## RECORDED DATA
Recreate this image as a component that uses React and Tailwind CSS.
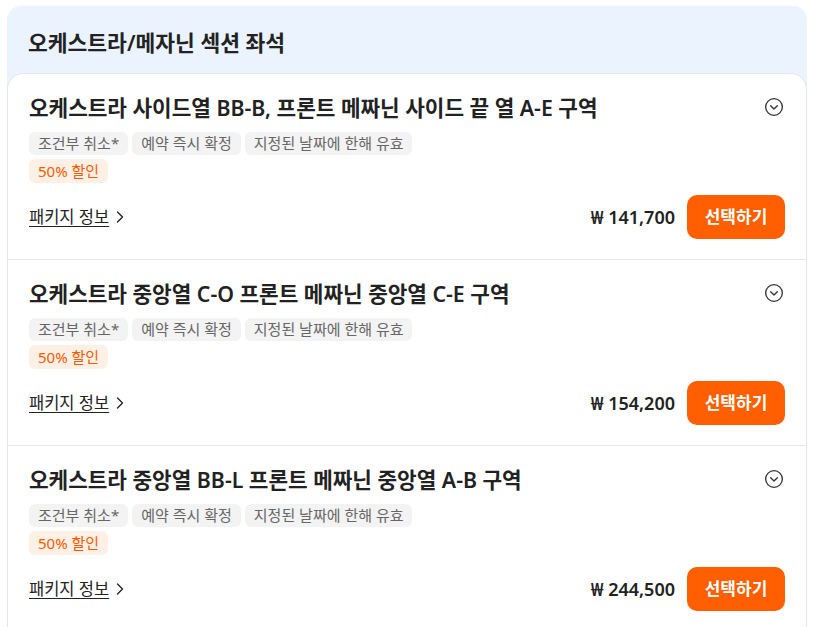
import { ChevronRight } from 'lucide-react';

const items = [
  { title: '오케스트라 사이드열 BB-B, 프론트 메짜닌 사이드 끝 열 A-E 구역', price: '141,700' },
  { title: '오케스트라 중앙열 C-O 프론트 메짜닌 중앙열 C-E 구역', price: '154,200' },
  { title: '오케스트라 중앙열 BB-L 프론트 메짜닌 중앙열 A-B 구역', price: '244,500' },
];

const tags = ['조건부 취소*', '예약 즉시 확정', '지정된 날짜에 한해 유효'];

const CircleChevron = () => (
  <svg className="w-[20px] h-[20px] text-[#333]" viewBox="0 0 24 24" fill="none" stroke="currentColor" strokeWidth={1.6} strokeLinecap="round" strokeLinejoin="round">
    <circle cx="12" cy="12" r="10" />
    <path d="M8 10.5l4 4 4-4" />
  </svg>
);

const Item = ({ title, price, last }) => (
  <div className={`px-[21px] pt-[20px] pb-[20px] ${last ? '' : 'border-b border-[#e6e6e6]'}`}>
    <div className="flex items-start justify-between">
      <h3 className="text-[21.3px] font-semibold leading-[28px] text-[#222]">{title}</h3>
      <div className="pt-[3px] pr-[1px]"><CircleChevron /></div>
    </div>
    <div className="mt-[10px] flex gap-[4px]">
      {tags.map(t => (
        <span key={t} className="px-[9px] h-[23px] leading-[23px] rounded-[6px] bg-[#f3f3f3] text-[15px] text-[#666]">{t}</span>
      ))}
    </div>
    <div className="mt-[4px] flex">
      <span className="px-[9px] h-[24px] leading-[24px] rounded-[6px] bg-[#fff0e5] text-[15px] text-[#ff5a00]">50% 할인</span>
    </div>
    <div className="mt-[12px] flex items-center justify-between h-[44px]">
      <a className="flex items-center text-[16.5px] text-[#222]">
        <span className="underline underline-offset-[3px]">패키지 정보</span>
        <ChevronRight className="w-[20px] h-[20px] ml-[1px]" strokeWidth={1.6} />
      </a>
      <div className="flex items-center gap-[12px]">
        <span className="text-[18px] font-semibold text-[#222]">₩ {price}</span>
        <button className="w-[98px] h-[44px] rounded-[10px] bg-[#ff5f00] text-white text-[17px] font-bold">선택하기</button>
      </div>
    </div>
  </div>
);

export default function App() {
  return (
    <div className="pt-[6px] px-[7px] bg-white min-h-[627px]" style={{ fontFamily: '"Noto Sans", "Noto Sans CJK KR", sans-serif' }}>
      <div className="rounded-t-[14px] bg-[#ebf3fe]">
        <div className="h-[67px] flex items-center px-[21px] pt-[9px] pb-[2px]">
          <h2 className="text-[21.5px] font-semibold text-[#222]">오케스트라/메자닌 섹션 좌석</h2>
        </div>
        <div className="rounded-t-[16px] bg-white border border-[#e3e6ea] border-b-0">
          {items.map((it, i) => (
            <Item key={i} {...it} last={i === items.length - 1} />
          ))}
        </div>
      </div>
    </div>
  );
}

## OBJECTIVE
Restate the data above word for word. Do not include the images.

## RESPONSE
Recreate this image as a component that uses React and Tailwind CSS.
import { ChevronRight } from 'lucide-react';

const items = [
  { title: '오케스트라 사이드열 BB-B, 프론트 메짜닌 사이드 끝 열 A-E 구역', price: '141,700' },
  { title: '오케스트라 중앙열 C-O 프론트 메짜닌 중앙열 C-E 구역', price: '154,200' },
  { title: '오케스트라 중앙열 BB-L 프론트 메짜닌 중앙열 A-B 구역', price: '244,500' },
];

const tags = ['조건부 취소*', '예약 즉시 확정', '지정된 날짜에 한해 유효'];

const CircleChevron = () => (
  <svg className="w-[20px] h-[20px] text-[#333]" viewBox="0 0 24 24" fill="none" stroke="currentColor" strokeWidth={1.6} strokeLinecap="round" strokeLinejoin="round">
    <circle cx="12" cy="12" r="10" />
    <path d="M8 10.5l4 4 4-4" />
  </svg>
);

const Item = ({ title, price, last }) => (
  <div className={`px-[21px] pt-[20px] pb-[20px] ${last ? '' : 'border-b border-[#e6e6e6]'}`}>
    <div className="flex items-start justify-between">
      <h3 className="text-[21.3px] font-semibold leading-[28px] text-[#222]">{title}</h3>
      <div className="pt-[3px] pr-[1px]"><CircleChevron /></div>
    </div>
    <div className="mt-[10px] flex gap-[4px]">
      {tags.map(t => (
        <span key={t} className="px-[9px] h-[23px] leading-[23px] rounded-[6px] bg-[#f3f3f3] text-[15px] text-[#666]">{t}</span>
      ))}
    </div>
    <div className="mt-[4px] flex">
      <span className="px-[9px] h-[24px] leading-[24px] rounded-[6px] bg-[#fff0e5] text-[15px] text-[#ff5a00]">50% 할인</span>
    </div>
    <div className="mt-[12px] flex items-center justify-between h-[44px]">
      <a className="flex items-center text-[16.5px] text-[#222]">
        <span className="underline underline-offset-[3px]">패키지 정보</span>
        <ChevronRight className="w-[20px] h-[20px] ml-[1px]" strokeWidth={1.6} />
      </a>
      <div className="flex items-center gap-[12px]">
        <span className="text-[18px] font-semibold text-[#222]">₩ {price}</span>
        <button className="w-[98px] h-[44px] rounded-[10px] bg-[#ff5f00] text-white text-[17px] font-bold">선택하기</button>
      </div>
    </div>
  </div>
);

export default function App() {
  return (
    <div className="pt-[6px] px-[7px] bg-white min-h-[627px]" style={{ fontFamily: '"Noto Sans", "Noto Sans CJK KR", sans-serif' }}>
      <div className="rounded-t-[14px] bg-[#ebf3fe]">
        <div className="h-[67px] flex items-center px-[21px] pt-[9px] pb-[2px]">
          <h2 className="text-[21.5px] font-semibold text-[#222]">오케스트라/메자닌 섹션 좌석</h2>
        </div>
        <div className="rounded-t-[16px] bg-white border border-[#e3e6ea] border-b-0">
          {items.map((it, i) => (
            <Item key={i} {...it} last={i === items.length - 1} />
          ))}
        </div>
      </div>
    </div>
  );
}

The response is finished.